Varies among provinces

A daily range is now reported in Saskatchewan and Alberta.

In Manitoba, the provincial government releases a value for hogs that includes variations on weight, index and color. That started when Manitoba Pork’s monopoly ended in 1996.

“We need it for planning purposes and farmers need it to know what’s happening in the market,” said Janet Honey, who runs the office in Manitoba Agriculture that compiles daily hog prices.

“I can’t forecast prices for next year if I don’t know what the prices are for this year,” she said.

Honey collects information on sales, carcass weights and the number of hogs killed from the four federally inspected slaughter plants in Manitoba to put together an average slaughter price and the average index 100 price, including premiums and bonuses.

The information is passed on daily to federal agriculture officials and Manitoba Pork, the agency that markets about 80 percent of the province’s hogs.

Manitoba Pork subtracts the average premium bonus, about $1.70, and comes up with its own price.

Compiling the data won’t be as easy in Saskatchewan, which has only two major packers compared to four in Manitoba, Honey said.

“I can’t see them publishing a true average price because then everybody will know what Intercontinental Packers is paying and they may not want that to happen.”

Alberta, also with two packers, provides a price range, not a true average price. Saskatchewan will likely do the same. It puts producers there at a disadvantage, she said.

“The producers can always find out what he could get from calling the packing plant on an individual basis but the big thing is to look at what markets are doing relative to other markets.”

Government and the industry should be able to do better than that, said Marilyn Jonas of Pork Central, a branch of Saskatchewan’s agriculture department.

Required information

“We’re very much in the early stages of this thing but certainly having access to market price is going to be important,” she said.

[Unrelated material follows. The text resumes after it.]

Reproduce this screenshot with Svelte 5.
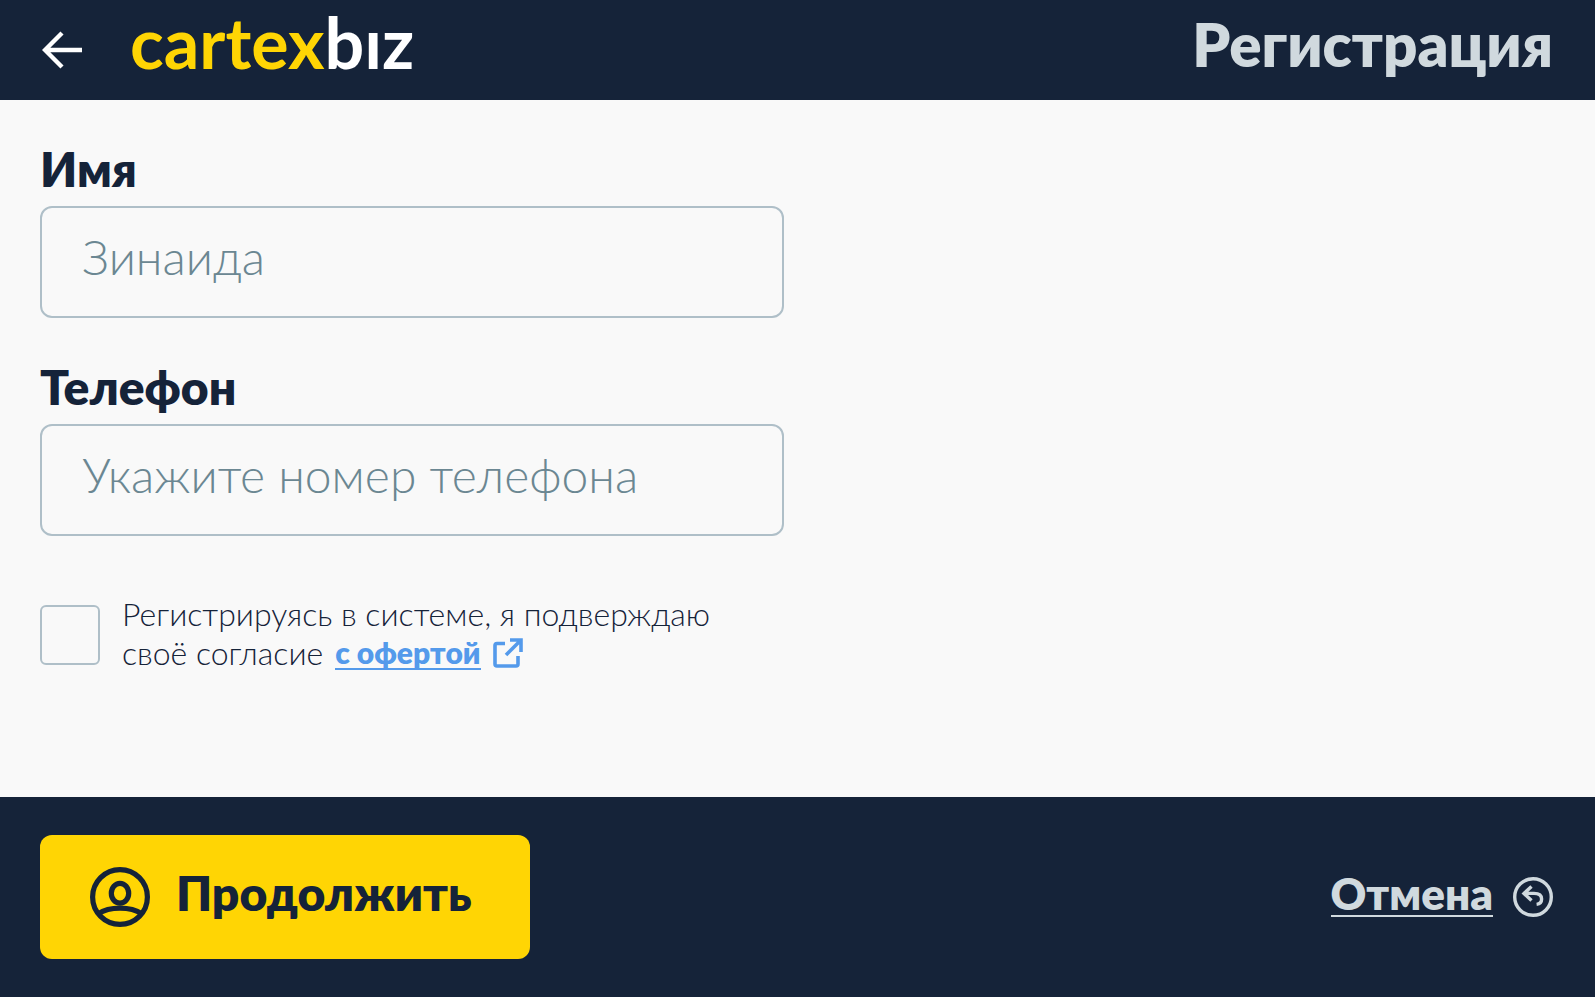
<script>
	let name = $state("");
	let phone = $state("");
	let agreed = $state(false);
</script>

<div class="page">
	<header>
		<button class="back" type="button" aria-label="Назад">
			<svg viewBox="0 0 40 38" fill="none" stroke="currentColor" stroke-width="4.4">
				<path d="M40 19H3M20 2L3 19L20 36" />
			</svg>
		</button>
		<a class="logo" href="#home"><span class="brand">cartex</span>bız</a>
		<h1>Регистрация</h1>
	</header>

	<main>
		<form id="signup" onsubmit={(event) => event.preventDefault()}>
			<div class="field">
				<label for="name">Имя</label>
				<input id="name" type="text" placeholder="Зинаида" bind:value={name} />
			</div>
			<div class="field">
				<label for="phone">Телефон</label>
				<input id="phone" type="tel" placeholder="Укажите номер телефона" bind:value={phone} />
			</div>
			<div class="terms">
				<input id="agree" type="checkbox" bind:checked={agreed} />
				<label for="agree">
					<span class="line">Регистрируясь в системе, я подверждаю</span>
					<span class="line">
						<span>своё согласие</span>
						<a href="#offer">
							<span>с офертой</span>
							<svg viewBox="0 0 30 30" fill="none" stroke="currentColor" stroke-width="3.6" aria-hidden="true">
								<path d="M12 5.5H4Q2 5.5 2 7.5V26Q2 28 4 28H23Q25 28 25 26V18" />
								<path d="M13 17L27 3M17 2H28V14" />
							</svg>
						</a>
					</span>
				</label>
			</div>
		</form>
	</main>

	<footer>
		<button class="submit" type="submit" form="signup">
			<svg viewBox="0 0 60 60" fill="none" stroke="currentColor" stroke-width="5.2" aria-hidden="true">
				<circle cx="30" cy="30" r="27.4" />
				<ellipse cx="30" cy="26.3" rx="8.7" ry="9.9" />
				<path d="M8 47C14 43 21 41.2 30 41.2S46 43 52 47" />
			</svg>
			<span>Продолжить</span>
		</button>
		<a class="cancel" href="#cancel">
			<span>Отмена</span>
			<svg viewBox="0 0 40 40" fill="none" stroke="currentColor" stroke-width="3.4" aria-hidden="true">
				<circle cx="20" cy="20" r="18.3" />
				<path d="M10 16.4H21C26 16.4 28.6 18.6 28.6 22C28.6 25 27 27 23.6 27.4M18.5 9.5L11 16.4L18.5 23.5" />
			</svg>
		</a>
	</footer>
</div>

<style>
	:global(body) {
		margin: 0;
	}

	.page {
		display: flex;
		flex-direction: column;
		min-height: 100vh;
		font-family: Lato, "Open Sans", sans-serif;
		color: #152339;
		background: #f9f9f9;
	}

	.page * {
		box-sizing: border-box;
	}

	button,
	input {
		font-family: inherit;
		color: inherit;
	}

	svg {
		display: block;
		flex: none;
	}

	header {
		display: flex;
		align-items: center;
		height: 100px;
		padding: 0 42px;
		color: #fff;
		background: #152339;
	}

	.back {
		padding: 0;
		border: 0;
		background: none;
		cursor: pointer;
	}

	.back svg {
		width: 40px;
		height: 38px;
	}

	.logo {
		margin-left: 48px;
		padding-bottom: 16px;
		font-size: 70px;
		font-weight: 700;
		line-height: 80px;
		color: #fff;
		text-decoration: none;
	}

	.brand {
		color: #ffd504;
	}

	h1 {
		margin: 0 0 0 auto;
		padding-bottom: 12px;
		font-size: 60px;
		font-weight: 800;
		line-height: 72px;
		color: #d0d9de;
	}

	main {
		flex: 1;
		padding: 40px;
	}

	form {
		max-width: 744px;
	}

	.field {
		margin-bottom: 40px;
	}

	.field label {
		display: block;
		padding-bottom: 8px;
		font-size: 48px;
		font-weight: 800;
		line-height: 58px;
	}

	.field input {
		display: block;
		width: 100%;
		height: 112px;
		padding: 0 40px 12px;
		border: 2px solid #afbfc8;
		border-radius: 12px;
		font-size: 48px;
		font-weight: 300;
		background: transparent;
	}

	.field input::placeholder {
		color: #6b8792;
		opacity: 1;
	}

	.terms {
		display: flex;
		align-items: center;
		gap: 22px;
		margin-top: 58px;
		font-size: 32px;
		font-weight: 300;
		line-height: 39px;
	}

	.terms label {
		padding-bottom: 4px;
	}

	.terms input {
		flex: none;
		appearance: none;
		width: 60px;
		height: 60px;
		margin: 0;
		border: 2px solid #afbfc8;
		border-radius: 6px;
	}

	.terms input:checked {
		background: #afbfc8;
	}

	.line {
		display: flex;
		gap: 12px;
	}

	.terms a {
		display: flex;
		align-items: center;
		gap: 12px;
		font-size: 30px;
		font-weight: 800;
		color: #549aeb;
		text-decoration: none;
	}

	.terms a span {
		line-height: 32px;
		border-bottom: 2px solid;
	}

	.terms svg {
		width: 30px;
		height: 30px;
	}

	footer {
		display: flex;
		align-items: center;
		justify-content: space-between;
		height: 200px;
		padding: 0 42px 0 40px;
		background: #152339;
	}

	.submit {
		display: flex;
		align-items: center;
		gap: 26px;
		height: 124px;
		padding: 0 58px 0 50px;
		border: 0;
		border-radius: 12px;
		font-size: 48px;
		font-weight: 800;
		background: #ffd504;
		cursor: pointer;
	}

	.submit span {
		padding-bottom: 10px;
	}

	.submit svg {
		width: 60px;
		height: 60px;
	}

	.cancel {
		display: flex;
		align-items: center;
		gap: 20px;
		font-size: 44px;
		font-weight: 800;
		color: #d0d9de;
		text-decoration: none;
	}

	.cancel span {
		margin-bottom: 6px;
		line-height: 44px;
		border-bottom: 2px solid;
	}

	.cancel svg {
		width: 40px;
		height: 40px;
	}
</style>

“I suspect publicly traded prices and what’s happening in Chicago are things people will be watching even more closely than they do now.”

The Winnipeg Commodity Exchange is working on developing a Canadian hog futures contract, she added.

In the meantime, Saskatchewan may follow Manitoba’s lead in calculating daily hog prices.

Honey said the biggest problem with collecting prices directly from packers is that there’s no record of hogs sold into the United States. That number is around 800,000 slaughter hogs and 500,000 weanlings a year from Manitoba.

She said the government tried to collect the data but only two of the province’s three main exporters were willing to provide the numbers.